Play Taps… or get transparent
: Randall Rothenberg — Ad Age columnist, former NYT reporter, and mucketymuck at Booz Allen — writes an obit, or at least a dire diagnosis, for the news business. He waxes about Watergate as the golden age of journalism and then laments:
Three decades later, American journalism is at its nadir. Surveys indicate that journalists rank with ambulance-chasing lawyers and self-dealing executives in public disapproval. The most able of our youth are pursuing MBAs. Journalism schools are cranking out blow-dried twinkies for ratings-driven newscasts. Print editors are paid to generate buzz, not insightful scoops.
What happened?
In part, U.S. journalism is returning to its roots. In the century before philosopher Walter Lippmann gave journalists standing alongside other leaders as shapers and transmitters of public opinion, newspapers were hotbeds of unabashed partisanship and ballyhoo. But to assume nothing’s changed is to avoid the heartbreaking fact that newspeople are participating in the diminution of their own esteem.
Tabloid behavior used to be confined to the tabloids. Today, the erosion of boundaries between media forms and the chase for every last eyeball in the rapidly fragmenting audience have put the most traditional of mainstream news organizations on a collision course with credibility.
But he gives a different cause and cure than I would.
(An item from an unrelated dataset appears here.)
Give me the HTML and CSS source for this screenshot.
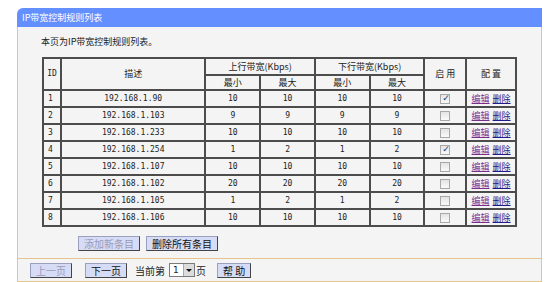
FILE: index.html
```html
<!DOCTYPE html>
<html lang="zh-CN">
<head>
  <meta charset="UTF-8" />
  <title>IP带宽控制规则列表</title>
  <link rel="stylesheet" href="styles.css">
</head>
<body>

  <div class="panel">
    <div class="panel-title">IP带宽控制规则列表</div>

    <div class="panel-body">
      <p class="intro">本页为IP带宽控制规则列表。</p>

      <table class="rules">
        <tr class="head">
          <th rowspan="2" class="col-id num">ID</th>
          <th rowspan="2" class="col-desc">描述</th>
          <th colspan="2">上行带宽(Kbps)</th>
          <th colspan="2">下行带宽(Kbps)</th>
          <th rowspan="2" class="col-on">启 用</th>
          <th rowspan="2" class="col-cfg">配 置</th>
        </tr>
        <tr class="head2">
          <th class="col-bw">最小</th>
          <th class="col-bw">最大</th>
          <th class="col-bw">最小</th>
          <th class="col-bw">最大</th>
        </tr>
        <tr>
          <td class="num left">1</td><td class="num">192.168.1.90</td>
          <td class="num">10</td><td class="num">10</td><td class="num">10</td><td class="num">10</td>
          <td><span class="check on"></span></td>
          <td><a class="edit" href="#">编辑</a> <a class="del" href="#">删除</a></td>
        </tr>
        <tr>
          <td class="num left">2</td><td class="num">192.168.1.103</td>
          <td class="num">9</td><td class="num">9</td><td class="num">9</td><td class="num">9</td>
          <td><span class="check"></span></td>
          <td><a class="edit" href="#">编辑</a> <a class="del" href="#">删除</a></td>
        </tr>
        <tr>
          <td class="num left">3</td><td class="num">192.168.1.233</td>
          <td class="num">10</td><td class="num">10</td><td class="num">10</td><td class="num">10</td>
          <td><span class="check"></span></td>
          <td><a class="edit" href="#">编辑</a> <a class="del" href="#">删除</a></td>
        </tr>
        <tr>
          <td class="num left">4</td><td class="num">192.168.1.254</td>
          <td class="num">1</td><td class="num">2</td><td class="num">1</td><td class="num">2</td>
          <td><span class="check on"></span></td>
          <td><a class="edit" href="#">编辑</a> <a class="del" href="#">删除</a></td>
        </tr>
        <tr>
          <td class="num left">5</td><td class="num">192.168.1.107</td>
          <td class="num">10</td><td class="num">10</td><td class="num">10</td><td class="num">10</td>
          <td><span class="check"></span></td>
          <td><a class="edit" href="#">编辑</a> <a class="del" href="#">删除</a></td>
        </tr>
        <tr>
          <td class="num left">6</td><td class="num">192.168.1.102</td>
          <td class="num">20</td><td class="num">20</td><td class="num">20</td><td class="num">20</td>
          <td><span class="check"></span></td>
          <td><a class="edit" href="#">编辑</a> <a class="del" href="#">删除</a></td>
        </tr>
        <tr>
          <td class="num left">7</td><td class="num">192.168.1.105</td>
          <td class="num">1</td><td class="num">2</td><td class="num">1</td><td class="num">2</td>
          <td><span class="check"></span></td>
          <td><a class="edit" href="#">编辑</a> <a class="del" href="#">删除</a></td>
        </tr>
        <tr>
          <td class="num left">8</td><td class="num">192.168.1.106</td>
          <td class="num">10</td><td class="num">10</td><td class="num">10</td><td class="num">10</td>
          <td><span class="check"></span></td>
          <td><a class="edit" href="#">编辑</a> <a class="del" href="#">删除</a></td>
        </tr>
      </table>

      <div class="actions">
        <button class="btn" disabled>添加新条目</button>
        <button class="btn">删除所有条目</button>
      </div>
    </div>

    <div class="panel-foot">
      <button class="btn" disabled>上一页</button>
      <button class="btn next">下一页</button>
      <span class="page-label">当前第</span>
      <span class="select"><span class="select-val">1</span><span class="select-arrow"></span></span>
      <span class="page-unit">页</span>
      <button class="btn help">帮 助</button>
    </div>
  </div>

</body>
</html>
```

FILE: styles.css
```css
body {
  margin: 0;
  padding: 8px 4px 0 17px;
  background-color: #fff;
  font-family: "Noto Sans CJK SC", "DejaVu Sans", sans-serif;
  font-size: 9px;
  color: #222;
}

.panel {
  width: 525px;
}

.panel-title {
  height: 19px;
  line-height: 19px;
  padding-left: 5px;
  background-color: #6490ff;
  border-top-left-radius: 6px;
  color: #fff;
  font-size: 9px;
}

.panel-body {
  background-color: #f4f4f4;
  border-left: 1px solid #e6c48e;
  border-right: 1px solid #e6c48e;
  border-bottom: 1px solid #e6c48e;
  padding: 9px 0 7px 23px;
}

.intro {
  margin: 0 0 9px 0;
  line-height: 12px;
}

.rules {
  border-collapse: collapse;
  margin-left: 1px;
  width: 475px;
}

.rules th,
.rules td {
  border: 2px solid #4c4c4c;
  padding: 0;
  text-align: center;
  font-weight: normal;
  line-height: 12px;
}

.rules tr {
  height: 17px;
}

.rules tr.head2 {
  height: 15px;
}

.col-id { width: 16px; }
.col-desc { width: 143px; }
.col-bw { width: 53px; }
.col-on { width: 40px; }
.col-cfg { width: 48px; }

.num {
  font-family: "DejaVu Sans Mono", monospace;
  font-size: 8px;
}

.num.left {
  text-align: left;
  padding-left: 4px;
}

.check {
  display: inline-block;
  width: 8px;
  height: 8px;
  border: 1px solid #a8a8a8;
  background: linear-gradient(#e4e4e4, #fafafa);
  vertical-align: middle;
  position: relative;
}

.check.on::after {
  content: "✓";
  position: absolute;
  left: 1px;
  top: -3px;
  font-size: 9px;
  color: #2a3a6a;
  font-family: "DejaVu Sans", sans-serif;
}

.rules a {
  font-size: 9px;
  text-decoration: underline;
}

.edit { color: #7a2f8c; }
.del { color: #1c1c8a; margin-left: 1px; }

.actions {
  padding: 9px 0 0 37px;
}

.btn {
  font-family: "Noto Sans CJK SC", sans-serif;
  font-size: 10px;
  line-height: 11px;
  padding: 1px 5px;
  margin: 0 4px 0 0;
  background-color: #d6dcf6;
  border: 1px solid #555;
  border-color: #9aa0c0 #444 #444 #9aa0c0;
  color: #111;
  border-radius: 0;
}

.btn:disabled {
  color: #9a9ab4;
}

.panel-foot {
  background-color: #f4f4f4;
  border-left: 1px solid #e6c48e;
  border-right: 1px solid #e6c48e;
  border-bottom: 1px solid #e6c48e;
  padding: 4px 0 4px 12px;
  display: flex;
  align-items: center;
  height: 14px;
}

.panel-foot .next {
  margin-left: 9px;
}

.page-label {
  margin-left: 4px;
  font-size: 10px;
}

.select {
  display: inline-flex;
  margin-left: 4px;
  width: 24px;
  height: 12px;
  border: 1px solid #7a7a7a;
  background-color: #fff;
}

.select-val {
  flex: 1;
  font-size: 9px;
  line-height: 12px;
  padding-left: 3px;
  font-family: "DejaVu Sans", sans-serif;
}

.select-arrow {
  width: 10px;
  background-color: #dcdcdc;
  border-left: 1px solid #aaa;
  position: relative;
}

.select-arrow::after {
  content: "";
  position: absolute;
  left: 2px;
  top: 5px;
  border-left: 3px solid transparent;
  border-right: 3px solid transparent;
  border-top: 3px solid #111;
}

.page-unit {
  margin-left: 1px;
  font-size: 10px;
}

.panel-foot .help {
  margin-left: 11px;
}
```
Rothenberg says the first problem is “the crawling I,” the spreading virus of first-person reporting and the “branding of newspeople… once-objective reporters are turning themselves into trademarks.” He links this to a strategy of infotainment in which “no sin is more grave than boring people.” He rends his shirt over The New York Times bold-facing names.
The second sin, he says, is that media “the tiresome obsession of the media with the media.”
I’ll certainly agree that both trends can be tiresome, overdone, even obnoxious. But I don’t agree that they are at the root of the problem or the solution. Nor do I agree with his wistful wish that we should return to an era of “objective journalism” (because we were never really there).
First, in some ways, we need to know more about reporters, not less — not because we want to make them stars but because we want to know their perspectives and biases and how that colors their reporting.
Second, media needs to police itself and it needs to do that in public.
Both are really issues of transparency and I spent the weekend (as you’ve already heard with all too much transparency) among media folks who were all beating that drum to one tempo or another. Rothenberg’s right that transparency can become an excuse for displays of ego and exercises in navel-gazing. But without efforts at transparency — revealing bias, agendas, process, and mistakes and turning news into a conversation — then journalist-priests will continue to try to hide inside the cathedral walls while their public is busy posting 95 theses to the door and using this new medium to start new churches.